A: When it went to $200 an acre, Rich Weber, the president of the company, and myself - I'm the CEO - thought we should go to our board because they might think that perhaps somebody was pocketing money improperly. Because whoever heard of spending $200 an acre? And, in fact, in the state auction, the reported price . . . was [$2,600] an acre, on average, and that understates the actual cost. . . .

Q: Is there anything that can get in the way of Marcellus Shale development in Pennsylvania?

A: Well, if it can go wrong, it will go wrong. But I don't think there are any environmental problems which can't be dealt with. It's simply a matter that sometimes people aren't willing to spend the money to deal with environmental considerations. . . .

If [natural gas] prices remain where they are today, Pennsylvania will benefit enormously. . . . Literally tens of thousands of wells, maybe hundreds of thousands, have been drilled over 125 years. But almost none of them below 4,000 feet. And the irony is that the Appalachian Basin is the least explored basin in the nation below 4,000 feet. . . .

[Now] they use the same technology that they used down in Texas. Changing it, of course, to deal with the unique problems we're dealing with. So now we have an entirely unexplored basin . . ..

The history of the industry always is the more you explore, generally the more you find. . . . Now you come into a state like Pennsylvania, which has lost so much industry, this has to be fantastic for us to get this additional economic stimulus, which would be fantastic.

Q: What spurred your investing in this?

A: I actually started investing in energy back in the late '60s and early '70s. . . . looking for tax shelter. . . . Even though originally, in my ignorance, I was taken advantage of by people who had more knowledge, prices rose so sharply through the '70s that I made a good bit of money from those investments. . . .

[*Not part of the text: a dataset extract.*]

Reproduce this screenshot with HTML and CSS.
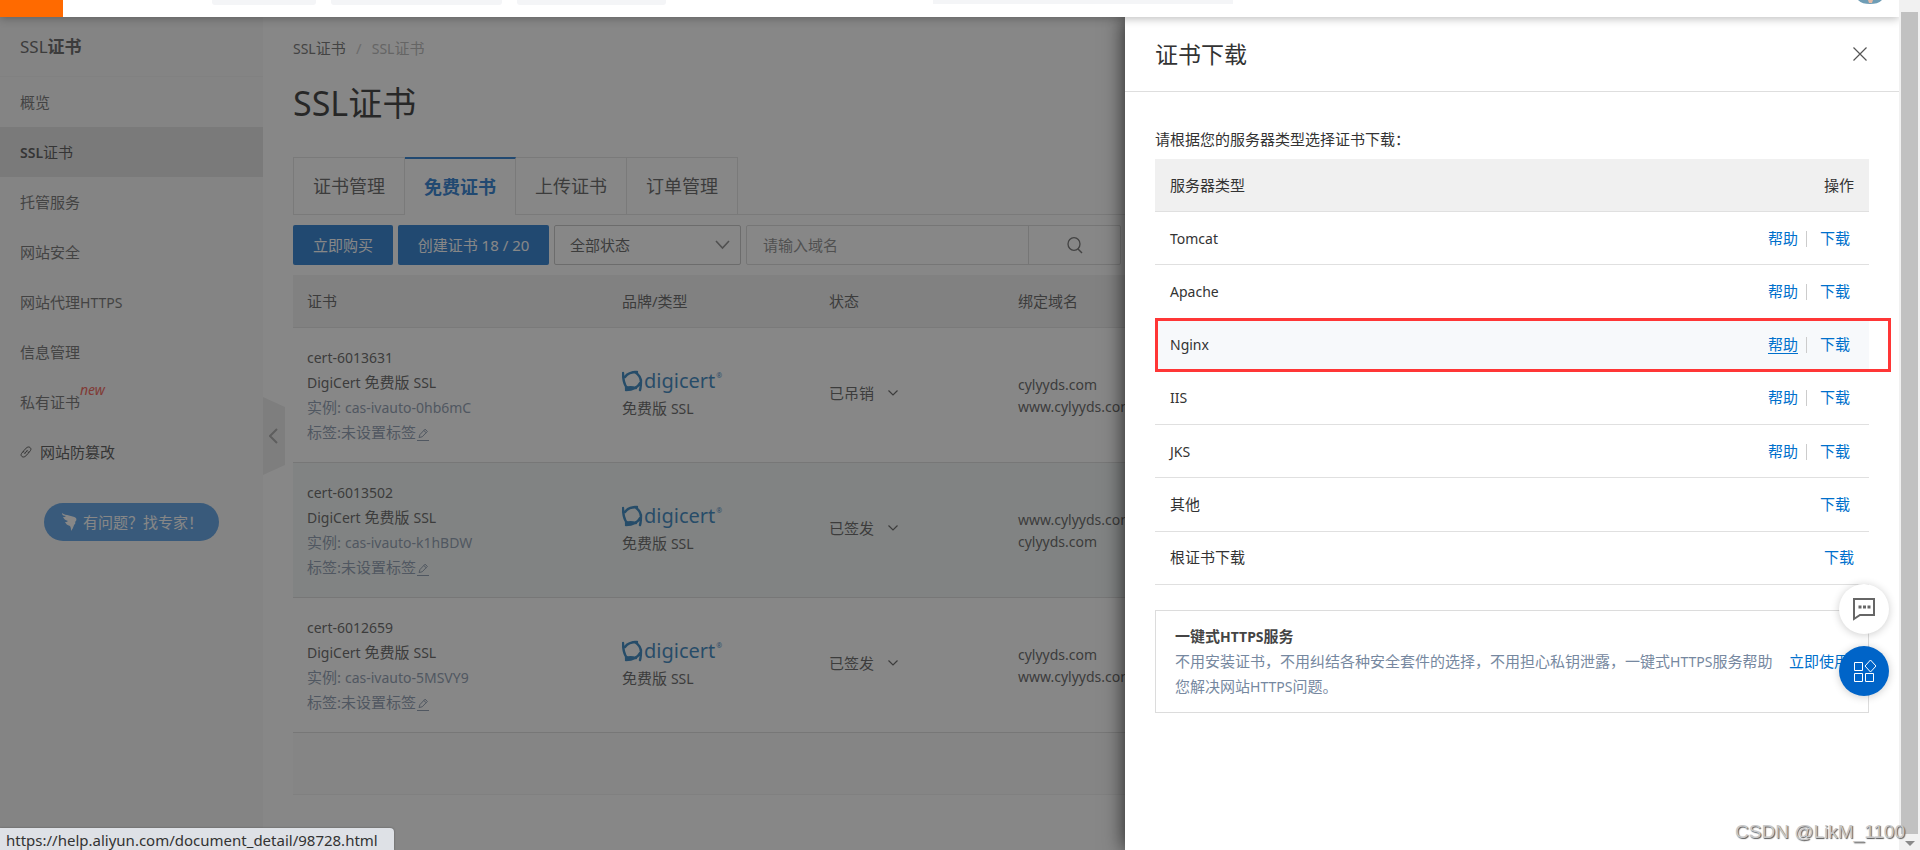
FILE: index.html
```html
<!DOCTYPE html>
<html lang="zh-CN">
<head>
<meta charset="utf-8">
<title>SSL证书</title>
<link rel="stylesheet" href="styles.css">
</head>
<body>
<svg width="0" height="0" class="defs" aria-hidden="true">
  <symbol id="edit" viewBox="0 0 12 14"><path d="M2 10.500 3 7.500 8 2.200 10.400 4.400 5.200 9.800 2 10.500M6.800 3.500 9.200 5.700M0 13.500h12" fill="none" stroke="currentColor"/></symbol>
  <symbol id="caret" viewBox="0 0 10 6"><path d="M.5.5 5 5 9.500.5" fill="none" stroke="currentColor" stroke-width="1.200"/></symbol>
  <symbol id="ring" viewBox="0 0 21 22"><path d="M1 3C1 8 1 13 5 18M3 7c2-3 6-5 12-5M13 2c3 2 6 5 6 10M19 10c0 4 0 7-1 10M18 13c-2 4-7 7-14 7M4 18c3-1 6-1 10 0" fill="none" stroke="currentColor" stroke-width="2.400" stroke-linecap="round"/></symbol>
</svg>

<div class="viewport">
  <header class="topbar">
    <div class="brand"></div>
    <div class="chip chip-a"></div>
    <div class="chip chip-b"></div>
    <div class="chip chip-c"></div>
    <div class="searchbar"></div>
    <svg class="avatar" width="24" height="4" viewBox="0 0 24 4"><path d="M0 0h24c-3 3-7 4-12 4S3 3 0 0z" fill="#6f9db5"/><path d="M10 0h5l-1 3h-3z" fill="#e3b9a5"/></svg>
  </header>

  <div class="shell">
    <nav class="sidebar">
      <h2 class="side-title"><span class="thin">SSL</span>证书</h2>
      <ul class="side-list">
        <li><a href="#">概览</a></li>
        <li><a href="#" class="current">SSL<span class="thin">证书</span></a></li>
        <li><a href="#">托管服务</a></li>
        <li><a href="#">网站安全</a></li>
        <li><a href="#">网站代理<span class="en">HTTPS</span></a></li>
        <li><a href="#">信息管理</a></li>
        <li><a href="#">私有证书<em class="new">new</em></a></li>
        <li><a href="#" class="ext"><svg width="12" height="14" viewBox="0 0 12 14"><path d="M4 7.500c-1-1.500 0-2.500 3-5 2-1.500 5 .5 3.500 3L8.500 8M8 6.500c1 1.500 0 2.500-3 5-2 1.500-5-.5-3.500-3L3.500 6M4.500 9 7.500 5" fill="none" stroke="currentColor"/></svg>网站防篡改</a></li>
      </ul>
      <button class="expert" type="button"><svg width="16" height="20" viewBox="0 0 16 20"><path d="M1 1c4 3 10 2 14 5 1 2 0 3-1 4 1 1 0 2-1 3 0 1-1 2-1 3l-2 3c0-2 0-3-1-5-3-1-4-2-5-4 1 0 2 0 3-1-3-1-4-2-5-4 1 0 2 0 3-1C2 4 1 3 1 1z" fill="#fff"/></svg>有问题？找专家！</button>
    </nav>
    <button class="collapse" type="button" aria-label="收起"><svg width="9" height="16" viewBox="0 0 9 16"><path d="M8 1 1 8l7 7" fill="none" stroke="#999" stroke-width="2"/></svg></button>

    <main class="content">
      <div class="crumbs"><a href="#"><span class="en">SSL</span>证书</a><span class="slash">/</span><span class="here"><span class="en">SSL</span>证书</span></div>
      <h1>SSL证书</h1>
      <div class="tabs">
        <button type="button">证书管理</button><button type="button" class="on">免费证书</button><button type="button">上传证书</button><button type="button">订单管理</button>
      </div>
      <div class="toolbar">
        <button type="button" class="primary">立即购买</button>
        <button type="button" class="primary wide">创建证书 18 / 20</button>
        <div class="select"><select aria-label="状态"><option>全部状态</option></select><svg width="15" height="10" viewBox="0 0 15 10"><path d="M1 1l6.500 7L14 1" fill="none" stroke="#777" stroke-width="1.600"/></svg></div>
        <div class="search"><input type="text" placeholder="请输入域名" aria-label="请输入域名"><button type="button" aria-label="搜索"><svg width="16" height="17" viewBox="0 0 16 17"><ellipse cx="7" cy="7" rx="6" ry="6.300" fill="none" stroke="#555" stroke-width="1.300"/><path d="M11 12l4 4" stroke="#555" stroke-width="1.400"/></svg></button></div>
      </div>

      <table class="certs">
        <colgroup><col class="c1"><col class="c2"><col class="c3"><col></colgroup>
        <thead><tr><th>证书</th><th>品牌/类型</th><th>状态</th><th>绑定域名</th></tr></thead>
        <tbody>
          <tr>
            <td><div class="en">cert-6013631</div><div><span class="en">DigiCert</span> 免费版 <span class="en">SSL</span></div><div class="muted">实例: <span class="en">cas-ivauto-0hb6mC</span></div><div class="muted">标签:未设置标签<svg width="12" height="14"><use href="#edit"/></svg></div></td>
            <td class="brandcell"><div class="logo"><svg width="21" height="22"><use href="#ring"/></svg>digicert<sup>®</sup></div><div>免费版 <span class="en">SSL</span></div></td>
            <td class="state">已吊销<svg class="caret" width="10" height="6"><use href="#caret"/></svg></td>
            <td class="domains"><div>cylyyds.com</div><div>www.cylyyds.com</div></td>
          </tr>
          <tr class="tint">
            <td><div class="en">cert-6013502</div><div><span class="en">DigiCert</span> 免费版 <span class="en">SSL</span></div><div class="muted">实例: <span class="en">cas-ivauto-k1hBDW</span></div><div class="muted">标签:未设置标签<svg width="12" height="14"><use href="#edit"/></svg></div></td>
            <td class="brandcell"><div class="logo"><svg width="21" height="22"><use href="#ring"/></svg>digicert<sup>®</sup></div><div>免费版 <span class="en">SSL</span></div></td>
            <td class="state">已签发<svg class="caret" width="10" height="6"><use href="#caret"/></svg></td>
            <td class="domains"><div>www.cylyyds.com</div><div>cylyyds.com</div></td>
          </tr>
          <tr>
            <td><div class="en">cert-6012659</div><div><span class="en">DigiCert</span> 免费版 <span class="en">SSL</span></div><div class="muted">实例: <span class="en">cas-ivauto-5MSVY9</span></div><div class="muted">标签:未设置标签<svg width="12" height="14"><use href="#edit"/></svg></div></td>
            <td class="brandcell"><div class="logo"><svg width="21" height="22"><use href="#ring"/></svg>digicert<sup>®</sup></div><div>免费版 <span class="en">SSL</span></div></td>
            <td class="state">已签发<svg class="caret" width="10" height="6"><use href="#caret"/></svg></td>
            <td class="domains"><div>cylyyds.com</div><div>www.cylyyds.com</div></td>
          </tr>
        </tbody>
      </table>
      <div class="table-foot"></div>
    </main>
  </div>

  <div class="mask"></div>

  <aside class="drawer">
    <div class="drawer-head"><h2>证书下载</h2><button type="button" aria-label="关闭"><svg width="14" height="14" viewBox="0 0 14 14"><path d="M.5.5l13 13M13.500.5l-13 13" stroke="#555" stroke-width="1.200"/></svg></button></div>
    <div class="drawer-body">
      <p class="hint">请根据您的服务器类型选择证书下载：</p>
      <table class="servers">
        <thead><tr><th>服务器类型</th><th class="ops">操作</th></tr></thead>
        <tbody>
          <tr><td class="en">Tomcat</td><td class="ops"><a href="#">帮助</a><i class="bar"></i><a href="#" class="dl">下载</a></td></tr>
          <tr><td class="en">Apache</td><td class="ops"><a href="#">帮助</a><i class="bar"></i><a href="#" class="dl">下载</a></td></tr>
          <tr class="hover"><td class="en">Nginx<span class="marker"></span></td><td class="ops"><a href="#" class="under">帮助</a><i class="bar"></i><a href="#" class="dl">下载</a></td></tr>
          <tr><td class="en">IIS</td><td class="ops"><a href="#">帮助</a><i class="bar"></i><a href="#" class="dl">下载</a></td></tr>
          <tr><td class="en">JKS</td><td class="ops"><a href="#">帮助</a><i class="bar"></i><a href="#" class="dl">下载</a></td></tr>
          <tr><td>其他</td><td class="ops"><a href="#" class="dl">下载</a></td></tr>
          <tr><td>根证书下载</td><td class="ops"><a href="#">下载</a></td></tr>
        </tbody>
      </table>
      <section class="card">
        <h3>一键式<span class="en">HTTPS</span>服务</h3>
        <div class="card-row"><p>不用安装证书，不用纠结各种安全套件的选择，不用担心私钥泄露，一键式<span class="en">HTTPS</span>服务帮助您解决网站<span class="en">HTTPS</span>问题。</p><a href="#">立即使用</a></div>
      </section>
    </div>
  </aside>

  <div class="fabs">
    <button type="button" aria-label="咨询"><svg width="24" height="24" viewBox="0 0 24 24"><path d="M2 2h20v16H8l-6 4z" fill="none" stroke="#666" stroke-width="2"/><path d="M6.500 8.500h3v3h-3zM11 8.500h3v3h-3zM15.500 8.500h3v3h-3z" fill="#666"/></svg></button>
    <button type="button" class="blue" aria-label="应用"><svg width="24" height="24" viewBox="0 0 24 24"><path d="M2.500 3.500h8v8h-8zM2.500 14.500h8v8h-8zM13.500 14.500h8v8h-8zM18.500 1l5.500 6-5.500 6-5.500-6z" fill="none" stroke="#fff" stroke-width="1"/></svg></button>
  </div>
  <div class="status">https://help.aliyun.com/document_detail/98728.html</div>
</div>

<div class="scrollbar"><div class="thumb"></div><svg width="10" height="5" viewBox="0 0 10 5"><path d="M0 0h10L5 5z" fill="#8a8a8a"/></svg></div>
<div class="watermark">CSDN @LikM_1100</div>
</body>
</html>
```
FILE: styles.css
```css
* { box-sizing: border-box; }
body {
  margin: 0;
  height: 100vh;
  display: flex;
  overflow: hidden;
  font: 15px/25px "Noto Sans", "Noto Sans CJK SC", sans-serif;
  color: #333;
}
h1, h2, h3, p, ul { margin: 0; padding: 0; font-weight: 400; }
button, input, select { font: inherit; color: inherit; border: 0; margin: 0; padding: 0; background: none; }
a { color: #0070cc; text-decoration: none; }
svg { flex: none; }
.defs { position: absolute; }
.en { font-size: 14px; }
.thin { font-weight: 400; }

.viewport { flex: 1; position: relative; display: flex; flex-direction: column; overflow: hidden; background: #fff; }

.topbar {
  position: relative;
  z-index: 3;
  flex: none;
  height: 17px;
  display: flex;
  align-items: flex-start;
  background: #fff;
  box-shadow: 0 2px 8px rgba(0, 0, 0, .25);
}
.brand { width: 63px; height: 17px; margin-right: 149px; background: #ff6a00; }
.chip { height: 5px; margin-right: 15px; border-radius: 0 0 3px 3px; background: #f4f5f7; }
.chip-a { width: 104px; }
.chip-b { width: 171px; }
.chip-c { width: 149px; }
.searchbar { width: 300px; height: 4px; margin-left: auto; background: #f4f5f7; }
.avatar { margin: 0 17px 0 625px; }

.shell { flex: 1; display: flex; min-height: 0; }
.sidebar { flex: none; width: 263px; background: #f7f7f7; color: #555; }
.side-title { height: 60px; padding-left: 20px; border-bottom: 1px solid #f0f0f0; font-size: 17px; line-height: 59px; font-weight: 700; color: #444; }
.side-list { list-style: none; }
.side-list a { display: flex; align-items: center; height: 50px; padding-left: 20px; color: #555; }
.side-list .current { background: #dedede; font-size: 14px; font-weight: 600; color: #333; }
.side-list .current .thin { font-size: 15px; }
.new { align-self: flex-start; color: #f04134; font-size: 14px; }
.side-list .ext { gap: 8px; color: #333; }
.expert {
  display: flex;
  align-items: center;
  gap: 6px;
  width: 175px;
  height: 38px;
  margin: 26px 0 0 44px;
  padding-left: 17px;
  border-radius: 19px;
  background: #3d8fe0;
  color: #fff;
  white-space: nowrap;
}
.collapse {
  flex: none;
  align-self: flex-start;
  width: 22px;
  height: 78px;
  margin-top: 380px;
  padding-right: 2px;
  display: flex;
  align-items: center;
  justify-content: center;
  background: #e9e9e9;
  clip-path: polygon(0 0, 100% 10px, 100% 68px, 0 100%);
}

.content { flex: 1; min-width: 0; padding: 19px 30px 0 8px; }
.crumbs { display: flex; }
.crumbs a { color: #555; }
.crumbs .slash { width: 26px; text-align: center; color: #bbb; }
.crumbs .here { color: #aaa; }
h1 { margin-top: 17px; font-size: 34px; line-height: 50px; color: #111; }
.tabs { display: flex; margin-top: 29px; border-bottom: 1px solid #dedede; }
.tabs button { height: 57px; padding: 0 19px; border: 1px solid #dedede; border-width: 1px 1px 0 0; font-size: 18px; color: #444; }
.tabs button:first-child { border-left-width: 1px; }
.tabs .on { height: 58px; border-top: 2px solid #0064c8; margin-bottom: -1px; background: #fff; color: #0064c8; font-weight: 700; }
.toolbar { display: flex; gap: 5px; margin-top: 10px; }
.toolbar > * { height: 40px; border-radius: 2px; }
.primary { width: 100px; background: #0064c8; color: #fff; }
.wide { width: 151px; }
.select { width: 187px; display: flex; align-items: center; border: 1px solid #bbb; padding-right: 10px; }
.select select { flex: 1; appearance: none; height: 38px; padding-left: 15px; outline: 0; color: #444; }
.search { width: 375px; display: flex; border: 1px solid #d5d5d5; }
.search input { flex: 1; min-width: 0; padding-left: 16px; }
.search input::placeholder { color: #777; opacity: 1; }
.search button { width: 92px; display: flex; align-items: center; justify-content: center; border-left: 1px solid #d5d5d5; }

table { width: 100%; border-collapse: separate; border-spacing: 0; }
th { font-weight: 400; text-align: left; }
.certs { table-layout: fixed; margin-top: 10px; color: #444; }
.c1 { width: 315px; }
.c2 { width: 207px; }
.c3 { width: 189px; }
.certs th { height: 53px; padding: 0 14px; border-bottom: 1px solid #dedede; background: #f0f0f0; }
.certs td { height: 135px; padding: 0 14px; border-bottom: 1px solid #d8d8d8; }
.tint { background: #f1f6f4; }
.muted { color: #7688a0; }
.muted svg { vertical-align: -3px; margin-left: 1px; }
.certs .brandcell { padding-bottom: 2px; }
.certs .state { padding-bottom: 4px; }
.caret { margin-left: 14px; vertical-align: 3px; }
.certs .domains { padding-top: 2px; font-size: 14px; line-height: 22px; }
.logo { display: flex; align-items: center; gap: 1px; height: 28px; padding-bottom: 2px; font-size: 20px; color: #0d6db3; }
.logo sup { align-self: flex-start; font-size: 7px; line-height: 16px; }
.table-foot { height: 62px; border-bottom: 1px solid #eee; background: #f9f9f9; }

.mask { position: absolute; inset: 0; z-index: 1; background: rgba(55, 55, 55, .6); }

.drawer {
  position: absolute;
  z-index: 2;
  top: 17px;
  right: 0;
  bottom: 0;
  width: 774px;
  background: #fff;
  box-shadow: 0 0 20px rgba(0, 0, 0, .75);
}
.drawer-head { display: flex; align-items: center; justify-content: space-between; height: 75px; padding: 0 32px 0 30px; border-bottom: 1px solid #dedede; }
.drawer-head h2 { font-size: 23px; line-height: 36px; }
.drawer-head button { display: flex; }
.drawer-body { padding: 35px 30px 0; }
.hint { margin-bottom: 7px; }
.servers { height: 426px; }
.servers th, .servers td { height: 53px; padding: 0 15px; border-bottom: 1px solid #e0e0e0; }
.servers th { background: #f0f0f0; }
.servers .ops { text-align: right; }
.bar { display: inline-block; width: 1px; height: 16px; margin: 0 13px 0 8px; vertical-align: -3px; background: #ccc; }
.dl { margin-right: 4px; }
.under { text-decoration: underline; text-underline-offset: 3px; }
.hover { position: relative; background: #f7f9fb; }
.marker { position: absolute; inset: -1px -22px 0 0; border: 3px solid #ff3636; }
.card { margin-top: 25px; padding: 13px 19px; border: 1px solid #dcdcdc; }
.card h3 { font-size: 15px; font-weight: 700; color: #444; }
.card-row { display: flex; gap: 8px; align-items: flex-start; color: #7688a0; }
.card-row p { flex: 1; }
.card-row a { white-space: nowrap; }

.fabs { position: absolute; z-index: 4; top: 584px; right: 10px; display: grid; gap: 12px; }
.fabs button { width: 50px; height: 50px; display: flex; align-items: center; justify-content: center; border-radius: 50%; background: #fff; box-shadow: 0 1px 8px rgba(0, 0, 0, .2); }
.fabs .blue { background: #0064c8; }
.status { position: absolute; z-index: 4; left: 0; bottom: 0; height: 22px; padding: 0 16px 0 6px; border-top-right-radius: 4px; background: #dee1e6; color: #333; font-size: 15px; line-height: 25px; white-space: nowrap; box-shadow: 0 0 2px #555; }

.scrollbar { flex: none; width: 21px; display: flex; flex-direction: column; align-items: center; padding: 12px 0 4px; background: #f1f1f1; }
.scrollbar .thumb { flex: 1; width: 17px; margin-bottom: 7px; background: #c1c1c1; }
.watermark { position: absolute; right: 15px; bottom: 6px; z-index: 5; font: 19px/24px "Liberation Sans", sans-serif; color: #c8c8c8; text-shadow: 1px 1px 1px #555; }
```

By the late '80s, I felt that prices could not go any lower. . . . And I was wrong. Prices could go lower. . . . Finally, in 1997, my sons were in the business with me by then, Daniel and Jonathan. And they said, "Dad, you really were right. You were just 10 years too early. But now we should really buy." And that's when we expanded our energy holdings substantially.

Q: How did it come about that you and Jonathan work together, and your wife and Daniel work together?

A: Just by chance. . . . Jon and I do energy and Betsy and Daniel do finance. But Betsy and Daniel, as the world knows, really are geniuses. And so they were able to handle the situation in a way that others, apparently, have not been able to. Touch wood.

Q: You used to spend more time writing about the classics.

A: Unfortunately I don't want to be like Nero, if I could use a classical example, who was practicing his music while Rome was burning. . . .

When we did our half-billion-dollar raise for Atlas Energy, I was there on the road show. . . . I find myself reading the agreements, paragraph by paragraph, because it's not covenant light anymore. The covenants they're asking you to sign could really be destructive. . . .

Whereas five years ago I might have asked the CFO, "Have you read this carefully?" And if he said yes, I had confidence in it. I could go back and read my Thucydides. But today my books are getting very dusty. So I hope that things will come back to normal and I'll be able to someday resume my scholarly career.

Edward E. Cohen

Age: 69.

Birthplace: Philadelphia.

Hometown: Philadelphia.

Education: Princeton University, Ph.D. in classics.

Family: Wife, Betsy, sons Daniel and Jonathan, all in the family business.

Hobbies: Studying classics, which lately takes a backseat to work: "I don't want to be like Nero . . . practicing his music while Rome was burning."

Sage advice: "Disinformation has historically and traditionally been an essential part of the energy business."